Cinque giorni prima della morte Romero dichiarò al Diario di Caracas: «Destra significa nettamente l’ingiustizia sociale e quindi non è mai giusto mantenere una linea di destra». Ricordando tali parole, Sobrino cita anche queste altre: «Il Partito democratico cristiano si sta facendo complice dell’oppressione del popolo». Naturalmente tutto ciò fece di lui l’oggetto di un odio da parte delle oligarchie economiche, militari e anche ecclesiastiche. Le minacce di morte erano sempre più numerose, ma Romero rifiutò la scorta. Gustavo Gutiérrez, uno dei padri della teologia della liberazione, ricorda di avergli telefonato prima della morte: «Terminai la nostra amichevole conversazione con un’espressione forse ingenua, gli dissi: “Monseñor, devo andare. Abbi cura di te”; dopo un breve silenzio che a me parve lunghissimo rispose: “Gustavo, per aver cura di me dovrei andarmene dal mio paese”» (da Perché Dio preferisce i poveri, Editrice Missionaria). Romero sapeva bene che prima o poi l’avrebbero ucciso ma non indietreggiò mai. Un giorno disse: «Se mi ammazzeranno, risusciterò nel popolo salvadoregno». È esattamente quello che avvenne.

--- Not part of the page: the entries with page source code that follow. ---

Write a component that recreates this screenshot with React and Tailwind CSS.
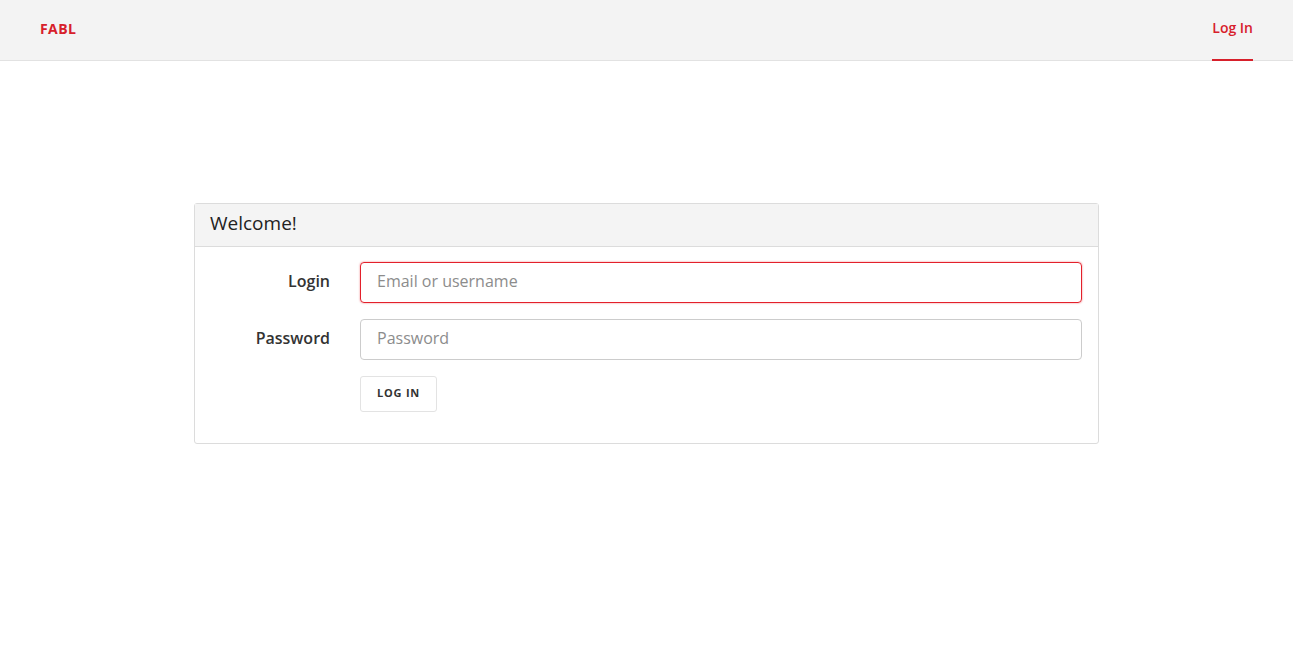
export default function App() {
  return (
    <div className="min-h-[666px] bg-white text-[#333]" style={{ fontFamily: "'Open Sans', 'Noto Sans', sans-serif" }}>
      <header className="h-[61px] bg-[#f3f3f3] border-b border-[#e2e2e2] flex items-stretch justify-between px-10">
        <div className="flex items-center text-[14px] font-bold text-[#d7202b] tracking-[0.4px] pb-[4px]">FABL</div>
        <div className="relative flex items-center text-[14px] font-semibold text-[#d7202b] pb-[6px]">
          Log In
          <span className="absolute left-0 right-0 bottom-[-1px] h-[2px] bg-[#d7202b]" />
        </div>
      </header>
      <main className="flex justify-center pt-[142px]">
        <div className="w-[905px] border border-[#dcdcdc] rounded-[3px] bg-white">
          <div className="h-[43px] bg-[#f4f4f4] border-b border-[#dcdcdc] flex items-center px-[15px] pb-[3px] text-[19px] text-[#222]">
            Welcome!
          </div>
          <div className="pl-[15px] pr-[16px] pt-[15px] pb-[31px]">
            <div className="grid grid-cols-[120px_1fr] gap-x-[30px] gap-y-[16px] items-center">
              <label className="text-right text-[16px] font-semibold text-[#333] pb-[3px]">Login</label>
              <input
                className="h-[41px] rounded-[4px] border border-[#e3202b] shadow-[0_0_2px_rgba(227,32,43,0.6)] px-4 text-[16px] outline-none placeholder:text-[#8c8c8c] pb-[3px]"
                placeholder="Email or username"
              />
              <label className="text-right text-[16px] font-semibold text-[#333] pb-[3px]">Password</label>
              <input
                type="password"
                className="h-[41px] rounded-[4px] border border-[#cccccc] px-4 text-[16px] outline-none placeholder:text-[#8c8c8c] pb-[3px]"
                placeholder="Password"
              />
              <div />
              <div>
                <button className="h-[36px] w-[77px] border border-[#e3e3e3] rounded-[3px] bg-white text-[11px] font-bold tracking-[0.8px] text-[#333] pb-[2px]">
                  LOG IN
                </button>
              </div>
            </div>
          </div>
        </div>
      </main>
    </div>
  );
}
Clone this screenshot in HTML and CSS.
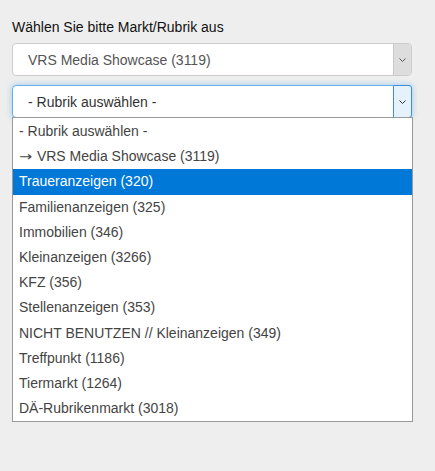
FILE: index.html
```html
<!DOCTYPE html>
<html lang="de">
<head>
    <meta charset="UTF-8">
    <meta name="viewport" content="width=device-width, initial-scale=1.0">
    <title>Markt/Rubrik</title>
    <link rel="stylesheet" href="styles.css">
</head>
<body>
    <div class="rubrik-form">
        <div class="field-label">Wählen Sie bitte Markt/Rubrik aus</div>

        <div class="select">
            <span class="select-value">VRS Media Showcase (3119)</span>
            <span class="select-arrow">
                <svg width="7" height="4" viewBox="0 0 7 4"><path d="M0.5 0.5 L3.5 3.5 L6.5 0.5" fill="none" stroke="#555" stroke-width="1"/></svg>
            </span>
        </div>

        <div class="dropdown">
            <div class="select select-open">
                <span class="select-value">- Rubrik auswählen -</span>
                <span class="select-arrow">
                    <svg width="7" height="4" viewBox="0 0 7 4"><path d="M0.5 0.5 L3.5 3.5 L6.5 0.5" fill="none" stroke="#333" stroke-width="1"/></svg>
                </span>
            </div>
            <ul class="options">
                <li>- Rubrik auswählen -</li>
                <li><span class="sub-arrow">&rarr;</span> VRS Media Showcase (3119)</li>
                <li class="selected">Traueranzeigen (320)</li>
                <li>Familienanzeigen (325)</li>
                <li>Immobilien (346)</li>
                <li>Kleinanzeigen (3266)</li>
                <li>KFZ (356)</li>
                <li>Stellenanzeigen (353)</li>
                <li>NICHT BENUTZEN // Kleinanzeigen (349)</li>
                <li>Treffpunkt (1186)</li>
                <li>Tiermarkt (1264)</li>
                <li>DÄ-Rubrikenmarkt (3018)</li>
            </ul>
        </div>
    </div>
</body>
</html>
```

FILE: styles.css
```css
body {
    background-color: #eeeeee;
    color: #333;
    font-family: Arial, "Liberation Sans", sans-serif;
    margin: 0;
    padding: 0;
}
.rubrik-form {
    padding: 17px 12px;
    width: 400px;
}
.field-label {
    font-size: 14px;
    line-height: 20px;
    color: #111;
    margin-bottom: 6px;
}
.select {
    display: flex;
    align-items: stretch;
    height: 33px;
    box-sizing: border-box;
    background: white;
    border: 1px solid #ccc;
    border-radius: 4px;
    margin-bottom: 9px;
}
.select-value {
    flex: 1;
    display: flex;
    align-items: center;
    padding-left: 15px;
    font-size: 14px;
    color: #555;
}
.select-arrow {
    width: 17px;
    display: flex;
    align-items: center;
    justify-content: center;
    background: #dddddd;
    border-left: 1px solid #c8c8c8;
    border-radius: 0 3px 3px 0;
}
.select-open {
    border-color: #66afe9;
    box-shadow: 0 0 6px rgba(102, 175, 233, 0.6);
    margin-bottom: 0;
}
.select-open .select-value {
    color: #333;
}
.select-open .select-arrow {
    background: #e5f1fb;
    border: 1px solid #3c8fdd;
    margin: -1px -1px -1px 0;
    border-radius: 0 3px 3px 0;
}
.options {
    position: relative;
    width: 401px;
    box-sizing: border-box;
    margin: -1px 0 0;
    padding: 1px 0 0;
    list-style: none;
    background: white;
    border: 1px solid #999;
}
.options li {
    height: 25.2px;
    line-height: 25.2px;
    padding-left: 6px;
    font-size: 14px;
    color: #444;
    white-space: nowrap;
}
.options li.selected {
    background: #0078d7;
    color: white;
}
.sub-arrow {
    display: inline-block;
    width: 14px;
    font-family: "DejaVu Sans", sans-serif;
    font-size: 13px;
    transform: scaleX(1.2);
    transform-origin: left center;
}
```
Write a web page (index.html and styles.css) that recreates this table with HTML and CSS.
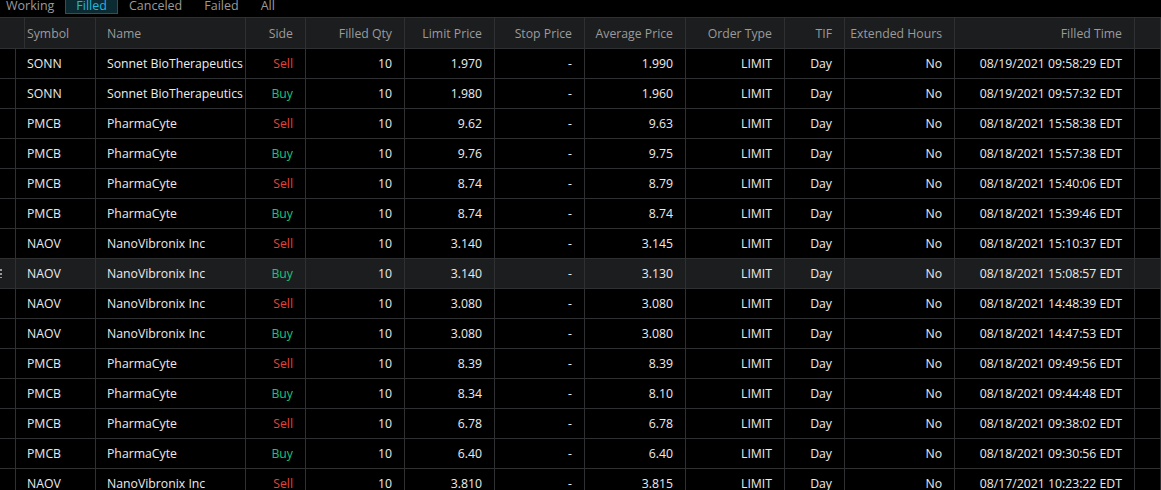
FILE: index.html
```html
<!DOCTYPE html>
<html>
<head>
<meta charset="utf-8">
<link rel="stylesheet" href="styles.css">
</head>
<body>
<div class="tabs">
  <div class="tab">Working</div>
  <div class="tab active">Filled</div>
  <div class="tab">Canceled</div>
  <div class="tab">Failed</div>
  <div class="tab">All</div>
</div>
<div class="grid" id="grid">
  <div class="row head">
    <div class="c"></div>
    <div class="c l">Symbol</div>
    <div class="c l">Name</div>
    <div class="c">Side</div>
    <div class="c">Filled Qty</div>
    <div class="c">Limit Price</div>
    <div class="c">Stop Price</div>
    <div class="c">Average Price</div>
    <div class="c">Order Type</div>
    <div class="c">TIF</div>
    <div class="c">Extended Hours</div>
    <div class="c">Filled Time</div>
    <div class="c"></div>
  </div>
</div>
<script src="app.js"></script>
</body>
</html>
```
FILE: styles.css
```css
html, body {
  margin: 0;
  padding: 0;
  background: #000;
  overflow: hidden;
}
body {
  font-family: "Open Sans", "Noto Sans", sans-serif;
  font-size: 12.25px;
  color: #ececec;
  width: 1161px;
  height: 490px;
}
.tabs {
  display: flex;
  height: 17px;
  align-items: flex-end;
  margin-left: -5px;
  overflow: visible;
}
.tab {
  box-sizing: border-box;
  height: 18px;
  margin-bottom: 3px;
  padding: 0 10px;
  border: 1px solid transparent;
  color: #9a9a9a;
  font-size: 12.5px;
  line-height: 17px;
}
.tab.active {
  background: #0b2a31;
  border-color: #1f5663;
  color: #1fb8e0;
}
.grid {
  border-top: 1px solid #2f3032;
}
.row {
  display: grid;
  grid-template-columns: 16px 80px 150px 60px 99px 90px 90px 101px 99px 60px 110px 180px 26px;
  height: 30px;
  box-sizing: border-box;
  border-bottom: 1px solid #2f3032;
}
.row.head {
  height: 31px;
  background: #1c1d1f;
  color: #9b9b9b;
}
.row.sel {
  background: #1c1d1f;
}
.c {
  box-sizing: border-box;
  border-right: 1px solid #2f3032;
  padding: 0 12px;
  display: flex;
  align-items: center;
  justify-content: flex-end;
  white-space: nowrap;
  overflow: hidden;
  position: relative;
}
.c.l {
  justify-content: flex-start;
  padding-left: 11px;
}
.c.first { padding: 0; }
.c.nm { padding-left: 11px; padding-right: 0; justify-content: flex-start; }
.sell { color: #e0443a; }
.buy { color: #16c47a; }
.handle {
  position: absolute;
  left: 0;
  top: 9px;
  width: 2px;
  height: 10px;
  background: radial-gradient(circle, #9a9a9a 0.8px, transparent 1px) 0 0 / 2px 4px;
}
```
FILE: app.js
```js
const data = [
  ["SONN","Sonnet BioTherapeutics","Sell","10","1.970","-","1.990","LIMIT","Day","No","08/19/2021 09:58:29 EDT"],
  ["SONN","Sonnet BioTherapeutics","Buy","10","1.980","-","1.960","LIMIT","Day","No","08/19/2021 09:57:32 EDT"],
  ["PMCB","PharmaCyte","Sell","10","9.62","-","9.63","LIMIT","Day","No","08/18/2021 15:58:38 EDT"],
  ["PMCB","PharmaCyte","Buy","10","9.76","-","9.75","LIMIT","Day","No","08/18/2021 15:57:38 EDT"],
  ["PMCB","PharmaCyte","Sell","10","8.74","-","8.79","LIMIT","Day","No","08/18/2021 15:40:06 EDT"],
  ["PMCB","PharmaCyte","Buy","10","8.74","-","8.74","LIMIT","Day","No","08/18/2021 15:39:46 EDT"],
  ["NAOV","NanoVibronix Inc","Sell","10","3.140","-","3.145","LIMIT","Day","No","08/18/2021 15:10:37 EDT"],
  ["NAOV","NanoVibronix Inc","Buy","10","3.140","-","3.130","LIMIT","Day","No","08/18/2021 15:08:57 EDT"],
  ["NAOV","NanoVibronix Inc","Sell","10","3.080","-","3.080","LIMIT","Day","No","08/18/2021 14:48:39 EDT"],
  ["NAOV","NanoVibronix Inc","Buy","10","3.080","-","3.080","LIMIT","Day","No","08/18/2021 14:47:53 EDT"],
  ["PMCB","PharmaCyte","Sell","10","8.39","-","8.39","LIMIT","Day","No","08/18/2021 09:49:56 EDT"],
  ["PMCB","PharmaCyte","Buy","10","8.34","-","8.10","LIMIT","Day","No","08/18/2021 09:44:48 EDT"],
  ["PMCB","PharmaCyte","Sell","10","6.78","-","6.78","LIMIT","Day","No","08/18/2021 09:38:02 EDT"],
  ["PMCB","PharmaCyte","Buy","10","6.40","-","6.40","LIMIT","Day","No","08/18/2021 09:30:56 EDT"],
  ["NAOV","NanoVibronix Inc","Sell","10","3.810","-","3.815","LIMIT","Day","No","08/17/2021 10:23:22 EDT"]
];
const grid = document.getElementById("grid");
data.forEach((r, i) => {
  const row = document.createElement("div");
  row.className = "row" + (i === 7 ? " sel" : "");
  let html = '<div class="c first">' + (i === 7 ? '<span class="handle"></span>' : '') + '</div>';
  r.forEach((v, j) => {
    let cls = "c";
    if (j === 0) cls += " l";
    if (j === 1) cls += " nm";
    let inner = v;
    if (j === 2) inner = '<span class="' + (v === "Sell" ? "sell" : "buy") + '">' + v + '</span>';
    html += '<div class="' + cls + '">' + inner + '</div>';
  });
  html += '<div class="c"></div>';
  row.innerHTML = html;
  grid.appendChild(row);
});
```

Com’è stato possibile allora che per 35 lunghi anni si dubitasse che la sua morte fosse un martirio a servizio del Vangelo? Ha dichiarato monsignor Vincenzo Paglia, il postulatore della causa di beatificazione: «Romero ha avuto scontri con il nunzio, con il Vaticano, con i poteri locali che lo definivano comunista solo perché aveva scelto di sporcarsi le mani dedicandosi all’aspetto sociale del dogma». Ma che cos’è questo aspetto sociale del dogma? È il bene concreto, cioè l’unico vero senso del Vangelo, cui tutti gli altri sono funzionali. Che a essere contro Romero siano stati la destra e i militari per interessi economici e politici si spiega; ma che lo sia stata una parte della Chiesa, tra cui la maggioranza dei vescovi salvadoregni e a Roma i cardinali López Trujillo e Castrillón Hoyos, tanto potenti sotto Woityla e Ratzinger, è il segnale di qualcosa di strutturalmente pericolante nel sistema ecclesiastico. Sabato sarà un giorno di grande gioia per la causa del Vangelo, ma per alcuni nella Chiesa anche di inevitabile vergogna.